== INSTRUCTIONS FOR THE TASK ==
Examine the material below. Gather every line in which the string "React" appears.

== RECORDED DATA ==
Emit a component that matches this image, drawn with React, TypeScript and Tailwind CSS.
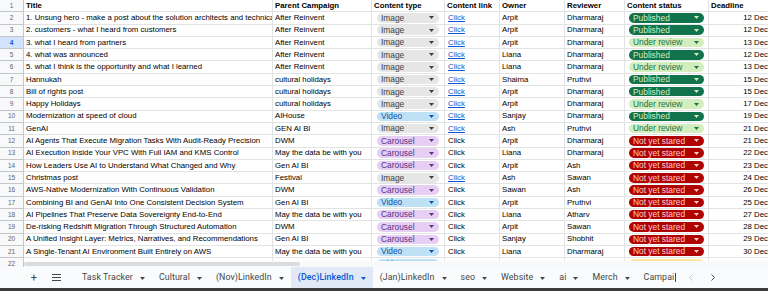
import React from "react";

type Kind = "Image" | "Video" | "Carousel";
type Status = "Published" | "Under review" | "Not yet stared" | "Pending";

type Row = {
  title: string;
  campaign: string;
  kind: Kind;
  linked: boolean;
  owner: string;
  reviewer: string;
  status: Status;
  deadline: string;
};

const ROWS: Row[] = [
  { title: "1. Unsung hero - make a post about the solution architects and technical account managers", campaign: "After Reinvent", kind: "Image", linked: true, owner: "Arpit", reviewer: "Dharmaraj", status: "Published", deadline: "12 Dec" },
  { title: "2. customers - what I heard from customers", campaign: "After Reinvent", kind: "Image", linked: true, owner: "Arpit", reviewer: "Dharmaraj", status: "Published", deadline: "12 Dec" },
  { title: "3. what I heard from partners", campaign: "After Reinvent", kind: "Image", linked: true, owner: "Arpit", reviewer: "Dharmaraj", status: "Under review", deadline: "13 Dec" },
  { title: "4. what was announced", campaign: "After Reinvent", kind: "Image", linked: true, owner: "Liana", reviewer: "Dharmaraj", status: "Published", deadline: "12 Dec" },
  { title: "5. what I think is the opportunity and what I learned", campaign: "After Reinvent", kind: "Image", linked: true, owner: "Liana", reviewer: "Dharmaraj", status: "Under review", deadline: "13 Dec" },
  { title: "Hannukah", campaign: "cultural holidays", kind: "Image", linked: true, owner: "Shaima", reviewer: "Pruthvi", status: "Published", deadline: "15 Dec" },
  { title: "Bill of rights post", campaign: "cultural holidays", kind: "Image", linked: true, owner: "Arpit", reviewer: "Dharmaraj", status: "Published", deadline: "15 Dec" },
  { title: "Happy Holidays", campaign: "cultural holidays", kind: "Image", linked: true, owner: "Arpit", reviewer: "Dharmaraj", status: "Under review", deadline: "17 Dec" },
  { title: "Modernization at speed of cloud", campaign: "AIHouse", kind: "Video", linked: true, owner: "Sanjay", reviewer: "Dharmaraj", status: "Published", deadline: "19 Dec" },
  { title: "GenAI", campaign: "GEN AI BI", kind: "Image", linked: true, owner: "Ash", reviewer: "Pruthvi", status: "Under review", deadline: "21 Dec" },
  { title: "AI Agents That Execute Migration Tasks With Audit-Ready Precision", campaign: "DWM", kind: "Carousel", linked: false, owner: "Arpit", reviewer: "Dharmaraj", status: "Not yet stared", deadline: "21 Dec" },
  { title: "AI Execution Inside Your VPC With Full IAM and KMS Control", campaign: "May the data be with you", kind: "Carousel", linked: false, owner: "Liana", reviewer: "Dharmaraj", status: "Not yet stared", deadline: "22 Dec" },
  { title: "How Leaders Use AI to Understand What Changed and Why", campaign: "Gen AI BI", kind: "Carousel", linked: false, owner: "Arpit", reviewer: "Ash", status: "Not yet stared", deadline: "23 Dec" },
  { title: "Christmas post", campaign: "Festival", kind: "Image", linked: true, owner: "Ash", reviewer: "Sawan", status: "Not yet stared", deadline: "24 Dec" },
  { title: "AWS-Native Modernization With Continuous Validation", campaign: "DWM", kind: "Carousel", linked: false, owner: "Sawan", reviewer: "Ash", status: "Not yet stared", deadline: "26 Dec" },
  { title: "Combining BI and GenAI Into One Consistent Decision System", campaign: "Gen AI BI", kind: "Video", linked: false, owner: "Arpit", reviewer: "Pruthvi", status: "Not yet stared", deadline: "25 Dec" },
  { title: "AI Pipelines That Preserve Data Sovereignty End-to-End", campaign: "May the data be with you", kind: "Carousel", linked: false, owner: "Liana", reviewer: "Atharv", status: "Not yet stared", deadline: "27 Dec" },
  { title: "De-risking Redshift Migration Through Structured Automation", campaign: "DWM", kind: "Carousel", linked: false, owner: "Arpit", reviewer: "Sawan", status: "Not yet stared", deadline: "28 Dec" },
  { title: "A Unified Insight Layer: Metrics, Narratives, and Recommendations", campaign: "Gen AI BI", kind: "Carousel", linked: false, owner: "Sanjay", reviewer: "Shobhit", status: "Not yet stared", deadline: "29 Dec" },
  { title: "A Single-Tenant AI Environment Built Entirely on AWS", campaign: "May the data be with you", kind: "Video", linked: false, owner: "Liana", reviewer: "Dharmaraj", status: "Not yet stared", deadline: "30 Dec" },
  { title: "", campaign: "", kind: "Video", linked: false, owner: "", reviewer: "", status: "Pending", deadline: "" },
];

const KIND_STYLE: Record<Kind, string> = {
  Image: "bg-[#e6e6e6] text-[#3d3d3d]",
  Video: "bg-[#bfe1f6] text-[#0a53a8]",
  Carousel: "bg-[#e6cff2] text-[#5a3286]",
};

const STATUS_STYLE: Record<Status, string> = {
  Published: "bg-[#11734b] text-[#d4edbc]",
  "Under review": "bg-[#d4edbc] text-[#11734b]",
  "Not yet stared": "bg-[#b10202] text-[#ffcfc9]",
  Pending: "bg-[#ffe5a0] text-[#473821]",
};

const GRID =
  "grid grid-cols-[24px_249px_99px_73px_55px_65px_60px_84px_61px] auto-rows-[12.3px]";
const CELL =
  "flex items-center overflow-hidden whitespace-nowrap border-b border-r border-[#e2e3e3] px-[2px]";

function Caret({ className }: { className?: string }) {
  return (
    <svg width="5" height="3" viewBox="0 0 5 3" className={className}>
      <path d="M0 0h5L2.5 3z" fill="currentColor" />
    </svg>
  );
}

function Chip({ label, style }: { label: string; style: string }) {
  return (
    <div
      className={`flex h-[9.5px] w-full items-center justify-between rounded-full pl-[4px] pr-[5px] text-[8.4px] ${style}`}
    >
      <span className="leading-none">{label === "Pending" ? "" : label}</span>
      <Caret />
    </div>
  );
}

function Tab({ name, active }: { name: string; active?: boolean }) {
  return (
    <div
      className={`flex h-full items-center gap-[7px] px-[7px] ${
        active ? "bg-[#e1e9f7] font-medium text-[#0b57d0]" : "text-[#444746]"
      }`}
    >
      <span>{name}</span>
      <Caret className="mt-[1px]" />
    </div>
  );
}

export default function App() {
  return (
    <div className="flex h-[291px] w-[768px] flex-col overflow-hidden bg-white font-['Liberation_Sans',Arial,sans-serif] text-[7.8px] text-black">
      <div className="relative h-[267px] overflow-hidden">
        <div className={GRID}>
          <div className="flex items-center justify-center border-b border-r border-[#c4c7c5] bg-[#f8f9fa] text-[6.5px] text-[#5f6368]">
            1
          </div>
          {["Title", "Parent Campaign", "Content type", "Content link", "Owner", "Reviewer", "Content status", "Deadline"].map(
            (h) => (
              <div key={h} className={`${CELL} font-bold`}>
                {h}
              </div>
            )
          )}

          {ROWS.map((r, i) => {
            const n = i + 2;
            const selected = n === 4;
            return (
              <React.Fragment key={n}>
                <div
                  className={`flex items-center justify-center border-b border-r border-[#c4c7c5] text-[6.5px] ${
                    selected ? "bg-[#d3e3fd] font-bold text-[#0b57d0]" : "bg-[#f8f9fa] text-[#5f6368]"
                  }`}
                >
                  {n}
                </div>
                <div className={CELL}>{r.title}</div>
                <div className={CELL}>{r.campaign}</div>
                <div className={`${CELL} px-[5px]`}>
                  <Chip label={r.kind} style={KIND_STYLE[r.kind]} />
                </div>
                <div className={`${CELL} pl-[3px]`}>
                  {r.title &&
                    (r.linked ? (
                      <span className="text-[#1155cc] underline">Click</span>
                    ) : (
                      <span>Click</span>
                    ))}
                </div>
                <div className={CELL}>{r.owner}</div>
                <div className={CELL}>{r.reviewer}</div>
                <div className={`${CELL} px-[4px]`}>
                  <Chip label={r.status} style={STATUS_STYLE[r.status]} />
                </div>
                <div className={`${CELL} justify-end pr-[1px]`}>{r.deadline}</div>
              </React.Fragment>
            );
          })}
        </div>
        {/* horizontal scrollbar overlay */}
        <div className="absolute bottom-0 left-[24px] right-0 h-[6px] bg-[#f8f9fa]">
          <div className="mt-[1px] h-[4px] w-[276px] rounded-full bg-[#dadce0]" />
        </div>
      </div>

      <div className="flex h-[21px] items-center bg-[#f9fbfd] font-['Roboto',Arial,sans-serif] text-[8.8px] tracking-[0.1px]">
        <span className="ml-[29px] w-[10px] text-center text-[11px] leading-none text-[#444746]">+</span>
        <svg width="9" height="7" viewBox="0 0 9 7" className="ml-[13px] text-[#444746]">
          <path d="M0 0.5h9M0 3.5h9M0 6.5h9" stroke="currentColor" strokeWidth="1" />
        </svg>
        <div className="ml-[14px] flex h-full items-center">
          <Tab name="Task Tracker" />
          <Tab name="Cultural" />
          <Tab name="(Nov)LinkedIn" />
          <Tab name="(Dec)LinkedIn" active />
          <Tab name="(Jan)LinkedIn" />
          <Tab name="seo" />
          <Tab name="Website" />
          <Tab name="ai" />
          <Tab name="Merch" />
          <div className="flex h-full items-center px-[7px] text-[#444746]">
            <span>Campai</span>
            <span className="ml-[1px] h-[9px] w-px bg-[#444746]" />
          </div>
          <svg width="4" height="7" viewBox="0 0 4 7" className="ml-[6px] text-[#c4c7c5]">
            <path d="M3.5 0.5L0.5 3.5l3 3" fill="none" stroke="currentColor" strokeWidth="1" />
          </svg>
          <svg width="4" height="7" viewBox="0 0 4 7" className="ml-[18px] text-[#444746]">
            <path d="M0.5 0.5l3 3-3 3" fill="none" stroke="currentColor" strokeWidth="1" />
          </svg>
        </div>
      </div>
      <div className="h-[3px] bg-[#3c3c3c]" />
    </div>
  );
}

== SOLUTION ==
Emit a component that matches this image, drawn with React, TypeScript and Tailwind CSS.
import React from "react";
              <React.Fragment key={n}>
              </React.Fragment>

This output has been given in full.